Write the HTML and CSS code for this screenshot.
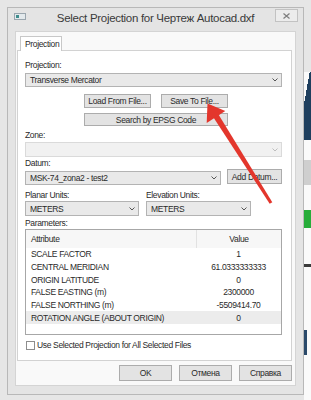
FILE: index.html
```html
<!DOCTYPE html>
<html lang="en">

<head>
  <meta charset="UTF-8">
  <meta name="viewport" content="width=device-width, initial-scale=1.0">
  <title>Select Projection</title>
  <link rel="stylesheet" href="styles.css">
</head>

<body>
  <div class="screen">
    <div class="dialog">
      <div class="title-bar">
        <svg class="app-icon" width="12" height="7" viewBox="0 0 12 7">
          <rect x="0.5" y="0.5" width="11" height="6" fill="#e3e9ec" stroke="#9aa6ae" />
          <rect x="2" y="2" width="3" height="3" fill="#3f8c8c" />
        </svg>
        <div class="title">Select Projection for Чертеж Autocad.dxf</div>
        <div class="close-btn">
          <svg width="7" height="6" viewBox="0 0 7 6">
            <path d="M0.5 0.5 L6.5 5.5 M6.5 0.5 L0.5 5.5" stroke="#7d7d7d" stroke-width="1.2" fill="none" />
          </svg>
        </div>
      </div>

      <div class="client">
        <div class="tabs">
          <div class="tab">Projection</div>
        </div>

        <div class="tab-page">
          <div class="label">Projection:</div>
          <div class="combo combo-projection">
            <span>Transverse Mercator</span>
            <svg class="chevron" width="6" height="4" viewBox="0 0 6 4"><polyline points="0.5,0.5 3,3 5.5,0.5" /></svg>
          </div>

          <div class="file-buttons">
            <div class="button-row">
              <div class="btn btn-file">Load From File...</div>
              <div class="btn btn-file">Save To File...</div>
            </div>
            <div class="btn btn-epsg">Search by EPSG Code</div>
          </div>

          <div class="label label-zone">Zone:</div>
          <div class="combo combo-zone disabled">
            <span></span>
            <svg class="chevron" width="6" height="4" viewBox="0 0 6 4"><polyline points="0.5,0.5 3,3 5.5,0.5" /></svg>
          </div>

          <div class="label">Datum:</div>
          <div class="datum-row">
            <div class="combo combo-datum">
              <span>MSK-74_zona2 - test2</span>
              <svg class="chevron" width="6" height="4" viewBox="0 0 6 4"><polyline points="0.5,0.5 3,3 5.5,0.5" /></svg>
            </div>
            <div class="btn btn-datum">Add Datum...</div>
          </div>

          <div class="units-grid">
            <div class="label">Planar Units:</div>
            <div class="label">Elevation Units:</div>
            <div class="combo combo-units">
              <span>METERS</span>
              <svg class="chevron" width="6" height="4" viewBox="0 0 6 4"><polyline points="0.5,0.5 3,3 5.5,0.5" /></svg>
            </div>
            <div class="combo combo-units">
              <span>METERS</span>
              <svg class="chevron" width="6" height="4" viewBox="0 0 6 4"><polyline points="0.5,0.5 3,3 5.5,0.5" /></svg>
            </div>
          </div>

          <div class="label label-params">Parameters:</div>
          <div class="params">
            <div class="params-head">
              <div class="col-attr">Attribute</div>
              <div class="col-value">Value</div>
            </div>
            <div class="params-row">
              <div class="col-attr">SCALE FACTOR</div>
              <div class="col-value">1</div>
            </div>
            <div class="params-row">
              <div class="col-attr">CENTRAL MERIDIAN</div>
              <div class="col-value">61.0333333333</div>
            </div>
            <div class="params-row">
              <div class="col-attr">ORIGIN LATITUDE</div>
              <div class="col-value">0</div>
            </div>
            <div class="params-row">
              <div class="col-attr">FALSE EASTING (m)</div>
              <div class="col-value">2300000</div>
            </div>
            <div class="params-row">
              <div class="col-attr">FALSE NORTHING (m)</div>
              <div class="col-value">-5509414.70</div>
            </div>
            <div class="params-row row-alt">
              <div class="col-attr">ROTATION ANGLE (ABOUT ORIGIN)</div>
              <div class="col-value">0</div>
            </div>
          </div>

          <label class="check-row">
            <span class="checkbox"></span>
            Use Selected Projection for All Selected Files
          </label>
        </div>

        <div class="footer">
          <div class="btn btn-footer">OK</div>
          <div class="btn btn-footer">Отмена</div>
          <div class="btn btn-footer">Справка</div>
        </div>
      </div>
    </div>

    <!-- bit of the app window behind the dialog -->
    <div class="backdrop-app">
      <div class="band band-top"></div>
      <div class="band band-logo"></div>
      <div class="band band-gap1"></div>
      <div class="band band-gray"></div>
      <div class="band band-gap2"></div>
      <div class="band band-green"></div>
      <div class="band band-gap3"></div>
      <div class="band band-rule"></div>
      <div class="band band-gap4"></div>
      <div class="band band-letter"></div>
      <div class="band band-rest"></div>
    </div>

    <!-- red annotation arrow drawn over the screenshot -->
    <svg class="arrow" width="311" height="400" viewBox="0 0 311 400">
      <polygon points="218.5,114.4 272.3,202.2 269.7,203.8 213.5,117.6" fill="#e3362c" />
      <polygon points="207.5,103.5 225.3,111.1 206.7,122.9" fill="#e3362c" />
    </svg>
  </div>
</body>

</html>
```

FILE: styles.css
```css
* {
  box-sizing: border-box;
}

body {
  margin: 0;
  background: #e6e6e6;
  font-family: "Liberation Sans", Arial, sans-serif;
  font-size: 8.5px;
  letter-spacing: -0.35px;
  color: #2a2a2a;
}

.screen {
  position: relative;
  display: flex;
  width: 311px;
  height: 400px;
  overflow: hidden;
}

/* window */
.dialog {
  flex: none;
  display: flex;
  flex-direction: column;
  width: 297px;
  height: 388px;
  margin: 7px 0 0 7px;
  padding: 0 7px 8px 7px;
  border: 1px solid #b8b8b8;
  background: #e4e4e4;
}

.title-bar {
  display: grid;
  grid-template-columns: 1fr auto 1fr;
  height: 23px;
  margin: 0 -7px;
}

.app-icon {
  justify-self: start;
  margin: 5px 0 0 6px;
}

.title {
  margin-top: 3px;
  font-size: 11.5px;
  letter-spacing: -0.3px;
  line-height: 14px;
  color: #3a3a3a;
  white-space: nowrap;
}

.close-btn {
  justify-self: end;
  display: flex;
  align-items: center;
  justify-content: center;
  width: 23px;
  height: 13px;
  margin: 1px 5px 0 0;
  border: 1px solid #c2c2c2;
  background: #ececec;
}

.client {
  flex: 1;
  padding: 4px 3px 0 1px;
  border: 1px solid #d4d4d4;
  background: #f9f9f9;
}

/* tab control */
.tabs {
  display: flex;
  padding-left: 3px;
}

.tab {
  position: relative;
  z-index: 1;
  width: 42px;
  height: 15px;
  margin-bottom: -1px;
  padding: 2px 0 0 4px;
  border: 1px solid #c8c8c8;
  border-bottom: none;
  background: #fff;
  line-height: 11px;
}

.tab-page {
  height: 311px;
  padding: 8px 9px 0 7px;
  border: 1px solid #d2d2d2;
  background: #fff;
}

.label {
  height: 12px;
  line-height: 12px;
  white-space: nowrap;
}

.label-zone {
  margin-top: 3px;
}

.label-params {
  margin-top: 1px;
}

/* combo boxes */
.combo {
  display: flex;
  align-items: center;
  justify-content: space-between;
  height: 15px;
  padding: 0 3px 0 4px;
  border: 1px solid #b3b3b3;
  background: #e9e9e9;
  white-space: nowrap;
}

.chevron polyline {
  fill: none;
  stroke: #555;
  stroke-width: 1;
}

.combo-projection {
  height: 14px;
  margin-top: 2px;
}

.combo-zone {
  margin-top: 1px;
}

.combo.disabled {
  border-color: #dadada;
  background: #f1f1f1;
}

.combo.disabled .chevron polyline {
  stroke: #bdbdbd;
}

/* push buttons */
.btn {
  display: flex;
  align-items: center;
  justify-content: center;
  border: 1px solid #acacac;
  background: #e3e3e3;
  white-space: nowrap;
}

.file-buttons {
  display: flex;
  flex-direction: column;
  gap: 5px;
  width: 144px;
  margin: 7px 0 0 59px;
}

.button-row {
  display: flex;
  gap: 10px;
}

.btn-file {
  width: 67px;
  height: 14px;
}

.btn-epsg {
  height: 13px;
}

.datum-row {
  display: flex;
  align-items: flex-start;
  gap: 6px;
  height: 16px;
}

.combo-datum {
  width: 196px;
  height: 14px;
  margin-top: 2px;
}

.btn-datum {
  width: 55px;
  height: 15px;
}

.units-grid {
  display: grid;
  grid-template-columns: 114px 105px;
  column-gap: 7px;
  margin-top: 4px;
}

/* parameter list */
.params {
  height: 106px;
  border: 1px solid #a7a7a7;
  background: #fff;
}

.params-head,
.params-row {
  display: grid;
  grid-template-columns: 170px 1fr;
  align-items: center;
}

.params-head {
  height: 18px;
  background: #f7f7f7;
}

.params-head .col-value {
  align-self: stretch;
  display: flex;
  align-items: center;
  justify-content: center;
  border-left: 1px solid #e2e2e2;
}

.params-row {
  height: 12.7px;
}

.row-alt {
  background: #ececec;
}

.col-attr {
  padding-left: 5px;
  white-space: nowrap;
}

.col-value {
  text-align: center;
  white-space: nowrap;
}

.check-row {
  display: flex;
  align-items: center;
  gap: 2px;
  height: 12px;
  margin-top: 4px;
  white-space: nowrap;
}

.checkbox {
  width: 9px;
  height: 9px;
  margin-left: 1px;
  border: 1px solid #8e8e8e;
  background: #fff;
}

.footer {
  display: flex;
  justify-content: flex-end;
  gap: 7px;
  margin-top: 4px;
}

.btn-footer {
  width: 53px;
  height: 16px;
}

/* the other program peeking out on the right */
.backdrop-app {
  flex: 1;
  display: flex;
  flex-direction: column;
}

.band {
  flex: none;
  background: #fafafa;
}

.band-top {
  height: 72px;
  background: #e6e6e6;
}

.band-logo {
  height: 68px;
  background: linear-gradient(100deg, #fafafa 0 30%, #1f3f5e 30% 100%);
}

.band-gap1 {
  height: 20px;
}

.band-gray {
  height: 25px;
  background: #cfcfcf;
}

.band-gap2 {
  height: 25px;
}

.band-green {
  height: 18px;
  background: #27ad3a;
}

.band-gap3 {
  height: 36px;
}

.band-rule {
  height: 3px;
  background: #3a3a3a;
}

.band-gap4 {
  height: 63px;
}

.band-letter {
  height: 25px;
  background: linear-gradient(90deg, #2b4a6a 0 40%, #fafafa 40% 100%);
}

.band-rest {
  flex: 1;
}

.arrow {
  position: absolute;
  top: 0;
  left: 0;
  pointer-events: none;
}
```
==
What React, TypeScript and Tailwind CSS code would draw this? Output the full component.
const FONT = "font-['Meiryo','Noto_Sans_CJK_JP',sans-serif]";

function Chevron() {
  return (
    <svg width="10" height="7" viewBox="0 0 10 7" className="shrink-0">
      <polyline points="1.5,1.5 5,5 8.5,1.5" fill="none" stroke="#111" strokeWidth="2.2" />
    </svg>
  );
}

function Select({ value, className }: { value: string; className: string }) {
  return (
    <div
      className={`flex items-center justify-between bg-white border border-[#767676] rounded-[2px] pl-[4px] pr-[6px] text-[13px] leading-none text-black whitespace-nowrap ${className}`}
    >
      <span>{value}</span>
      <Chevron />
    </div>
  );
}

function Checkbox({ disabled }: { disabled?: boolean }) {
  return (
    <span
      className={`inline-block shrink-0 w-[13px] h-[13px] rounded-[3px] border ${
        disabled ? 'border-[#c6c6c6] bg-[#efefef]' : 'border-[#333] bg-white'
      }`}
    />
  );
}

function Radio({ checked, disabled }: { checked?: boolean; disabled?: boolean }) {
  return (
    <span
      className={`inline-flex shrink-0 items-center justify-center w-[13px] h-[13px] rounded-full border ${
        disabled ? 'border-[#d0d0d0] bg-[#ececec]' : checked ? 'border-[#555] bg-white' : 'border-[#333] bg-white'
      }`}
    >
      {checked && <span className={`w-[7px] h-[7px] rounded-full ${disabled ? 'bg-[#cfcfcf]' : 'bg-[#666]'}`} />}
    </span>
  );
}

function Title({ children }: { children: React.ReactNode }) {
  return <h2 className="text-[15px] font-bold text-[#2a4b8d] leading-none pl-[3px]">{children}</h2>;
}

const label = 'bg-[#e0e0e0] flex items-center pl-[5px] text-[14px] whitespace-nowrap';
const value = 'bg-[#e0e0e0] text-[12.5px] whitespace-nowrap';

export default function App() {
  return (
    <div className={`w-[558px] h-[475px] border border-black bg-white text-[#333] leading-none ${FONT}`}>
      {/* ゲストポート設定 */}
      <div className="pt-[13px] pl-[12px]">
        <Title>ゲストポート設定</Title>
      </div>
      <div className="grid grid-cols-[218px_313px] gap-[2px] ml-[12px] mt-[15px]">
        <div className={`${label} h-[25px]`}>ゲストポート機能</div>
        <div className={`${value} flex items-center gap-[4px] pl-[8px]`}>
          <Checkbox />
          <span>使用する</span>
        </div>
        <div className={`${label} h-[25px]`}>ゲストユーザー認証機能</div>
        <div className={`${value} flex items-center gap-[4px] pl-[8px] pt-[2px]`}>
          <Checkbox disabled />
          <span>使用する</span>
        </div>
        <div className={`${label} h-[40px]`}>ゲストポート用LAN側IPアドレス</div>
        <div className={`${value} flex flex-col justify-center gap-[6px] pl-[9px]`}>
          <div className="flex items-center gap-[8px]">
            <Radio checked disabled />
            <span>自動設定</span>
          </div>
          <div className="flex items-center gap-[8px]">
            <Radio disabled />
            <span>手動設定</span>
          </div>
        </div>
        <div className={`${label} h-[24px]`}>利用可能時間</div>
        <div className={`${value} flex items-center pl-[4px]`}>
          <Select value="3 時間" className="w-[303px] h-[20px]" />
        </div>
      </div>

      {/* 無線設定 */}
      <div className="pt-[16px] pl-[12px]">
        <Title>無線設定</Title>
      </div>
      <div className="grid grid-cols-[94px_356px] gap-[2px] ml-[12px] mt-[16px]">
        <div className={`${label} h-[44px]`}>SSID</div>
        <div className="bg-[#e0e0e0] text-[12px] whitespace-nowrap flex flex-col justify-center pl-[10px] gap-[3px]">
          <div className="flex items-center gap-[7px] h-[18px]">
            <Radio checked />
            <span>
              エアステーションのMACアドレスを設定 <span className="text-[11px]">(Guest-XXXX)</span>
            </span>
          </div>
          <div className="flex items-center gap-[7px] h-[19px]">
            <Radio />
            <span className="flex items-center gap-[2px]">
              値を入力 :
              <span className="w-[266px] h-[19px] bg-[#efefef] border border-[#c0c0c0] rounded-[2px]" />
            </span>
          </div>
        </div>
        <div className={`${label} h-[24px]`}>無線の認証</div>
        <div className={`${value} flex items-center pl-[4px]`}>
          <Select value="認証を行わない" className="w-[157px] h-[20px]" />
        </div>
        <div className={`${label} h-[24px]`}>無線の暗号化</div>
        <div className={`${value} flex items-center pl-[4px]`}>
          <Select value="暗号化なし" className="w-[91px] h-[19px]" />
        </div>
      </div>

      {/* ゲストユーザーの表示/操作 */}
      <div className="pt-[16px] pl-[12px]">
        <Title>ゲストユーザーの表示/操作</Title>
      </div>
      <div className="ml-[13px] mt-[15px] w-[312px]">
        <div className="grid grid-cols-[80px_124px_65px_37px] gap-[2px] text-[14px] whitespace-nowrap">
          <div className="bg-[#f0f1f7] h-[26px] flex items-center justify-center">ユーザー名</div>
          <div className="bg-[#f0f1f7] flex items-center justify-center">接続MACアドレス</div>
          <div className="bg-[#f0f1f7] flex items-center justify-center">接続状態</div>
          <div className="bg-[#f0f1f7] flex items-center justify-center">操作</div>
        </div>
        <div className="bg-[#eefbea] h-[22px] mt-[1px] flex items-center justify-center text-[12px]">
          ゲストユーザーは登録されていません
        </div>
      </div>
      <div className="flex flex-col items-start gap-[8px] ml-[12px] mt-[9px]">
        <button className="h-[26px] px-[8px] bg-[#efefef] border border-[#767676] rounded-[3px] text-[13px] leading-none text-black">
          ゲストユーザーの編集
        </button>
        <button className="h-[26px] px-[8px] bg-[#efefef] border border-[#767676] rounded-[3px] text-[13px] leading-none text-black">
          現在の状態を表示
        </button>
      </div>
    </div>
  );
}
...
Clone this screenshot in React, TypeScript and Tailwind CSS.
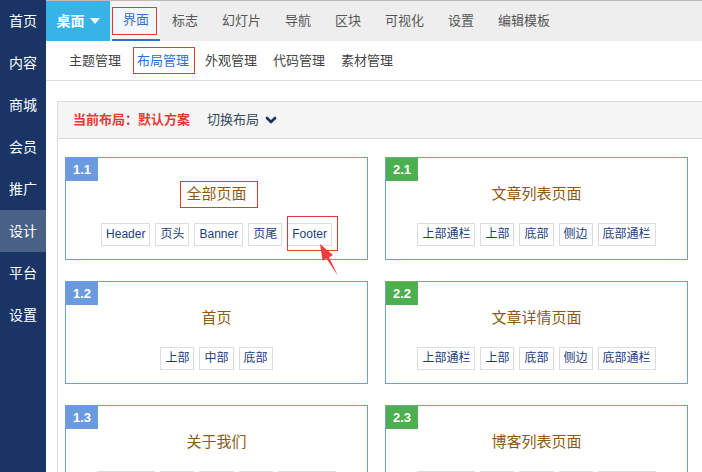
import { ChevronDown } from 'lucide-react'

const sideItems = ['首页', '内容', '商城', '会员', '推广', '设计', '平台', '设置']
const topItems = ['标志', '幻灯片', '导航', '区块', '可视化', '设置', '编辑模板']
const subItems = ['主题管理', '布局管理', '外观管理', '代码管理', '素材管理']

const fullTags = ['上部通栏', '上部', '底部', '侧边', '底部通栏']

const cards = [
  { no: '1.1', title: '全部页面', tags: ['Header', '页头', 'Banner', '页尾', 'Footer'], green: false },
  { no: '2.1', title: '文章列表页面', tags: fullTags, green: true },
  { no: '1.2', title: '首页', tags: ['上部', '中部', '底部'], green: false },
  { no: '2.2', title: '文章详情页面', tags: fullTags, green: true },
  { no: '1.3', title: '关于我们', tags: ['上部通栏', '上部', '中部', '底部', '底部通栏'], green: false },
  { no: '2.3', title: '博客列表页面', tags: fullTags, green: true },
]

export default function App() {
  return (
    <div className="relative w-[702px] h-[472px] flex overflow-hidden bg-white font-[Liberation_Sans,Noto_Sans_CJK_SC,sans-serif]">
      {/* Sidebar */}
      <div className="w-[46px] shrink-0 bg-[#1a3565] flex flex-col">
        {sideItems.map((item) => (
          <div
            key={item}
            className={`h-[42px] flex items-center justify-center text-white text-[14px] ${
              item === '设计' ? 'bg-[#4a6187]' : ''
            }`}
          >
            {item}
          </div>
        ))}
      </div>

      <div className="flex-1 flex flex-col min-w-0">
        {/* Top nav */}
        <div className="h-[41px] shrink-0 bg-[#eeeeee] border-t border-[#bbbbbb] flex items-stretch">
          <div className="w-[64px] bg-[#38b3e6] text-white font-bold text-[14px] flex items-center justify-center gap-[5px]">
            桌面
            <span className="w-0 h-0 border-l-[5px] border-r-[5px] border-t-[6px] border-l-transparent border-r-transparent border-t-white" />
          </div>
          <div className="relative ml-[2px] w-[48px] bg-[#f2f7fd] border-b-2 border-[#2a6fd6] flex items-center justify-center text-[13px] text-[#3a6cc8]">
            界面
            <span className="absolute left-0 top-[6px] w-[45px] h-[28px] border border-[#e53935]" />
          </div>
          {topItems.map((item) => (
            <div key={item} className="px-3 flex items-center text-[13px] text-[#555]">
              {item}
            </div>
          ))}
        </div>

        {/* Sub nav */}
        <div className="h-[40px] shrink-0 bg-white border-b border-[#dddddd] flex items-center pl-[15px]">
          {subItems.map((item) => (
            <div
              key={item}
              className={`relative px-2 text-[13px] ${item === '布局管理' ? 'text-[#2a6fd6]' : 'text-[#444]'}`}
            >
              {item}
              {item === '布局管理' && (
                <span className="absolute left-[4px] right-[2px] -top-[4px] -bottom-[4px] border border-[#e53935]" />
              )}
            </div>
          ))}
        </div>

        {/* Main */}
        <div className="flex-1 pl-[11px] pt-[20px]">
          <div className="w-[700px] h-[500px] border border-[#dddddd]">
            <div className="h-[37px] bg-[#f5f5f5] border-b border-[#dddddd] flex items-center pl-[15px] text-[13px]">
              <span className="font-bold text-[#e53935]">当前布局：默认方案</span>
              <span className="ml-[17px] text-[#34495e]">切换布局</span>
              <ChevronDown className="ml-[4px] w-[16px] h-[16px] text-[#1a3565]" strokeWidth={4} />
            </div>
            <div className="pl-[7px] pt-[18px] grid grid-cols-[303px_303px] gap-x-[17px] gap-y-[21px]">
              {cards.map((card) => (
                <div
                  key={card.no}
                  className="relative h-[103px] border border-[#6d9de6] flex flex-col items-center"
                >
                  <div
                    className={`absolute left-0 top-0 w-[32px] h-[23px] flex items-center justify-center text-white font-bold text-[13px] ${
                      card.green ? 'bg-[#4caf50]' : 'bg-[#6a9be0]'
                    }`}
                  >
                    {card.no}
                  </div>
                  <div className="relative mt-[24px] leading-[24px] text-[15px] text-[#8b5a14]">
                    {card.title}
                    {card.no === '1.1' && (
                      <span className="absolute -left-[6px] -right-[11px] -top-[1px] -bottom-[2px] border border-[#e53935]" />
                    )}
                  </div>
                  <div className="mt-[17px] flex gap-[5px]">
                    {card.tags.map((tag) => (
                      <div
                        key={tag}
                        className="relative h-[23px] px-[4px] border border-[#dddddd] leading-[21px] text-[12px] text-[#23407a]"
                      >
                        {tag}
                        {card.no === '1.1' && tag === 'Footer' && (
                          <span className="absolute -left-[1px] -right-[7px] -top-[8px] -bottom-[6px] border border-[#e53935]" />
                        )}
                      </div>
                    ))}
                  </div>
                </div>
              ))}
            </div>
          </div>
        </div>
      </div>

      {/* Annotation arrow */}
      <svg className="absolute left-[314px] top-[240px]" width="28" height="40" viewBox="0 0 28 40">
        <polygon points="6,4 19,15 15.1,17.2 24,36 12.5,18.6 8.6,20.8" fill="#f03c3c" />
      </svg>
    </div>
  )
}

- Exercise aim -
Above this task is a listing with pictures in it. Retype only the lines from the one containing "Clone this screenshot" through the one containing "const fullTags = ['上部通栏', '上部', '底部', '侧边', '底部通栏']", both included, and not the pictures.

- Full solution -
Clone this screenshot in React, TypeScript and Tailwind CSS.
import { ChevronDown } from 'lucide-react'

const sideItems = ['首页', '内容', '商城', '会员', '推广', '设计', '平台', '设置']
const topItems = ['标志', '幻灯片', '导航', '区块', '可视化', '设置', '编辑模板']
const subItems = ['主题管理', '布局管理', '外观管理', '代码管理', '素材管理']

const fullTags = ['上部通栏', '上部', '底部', '侧边', '底部通栏']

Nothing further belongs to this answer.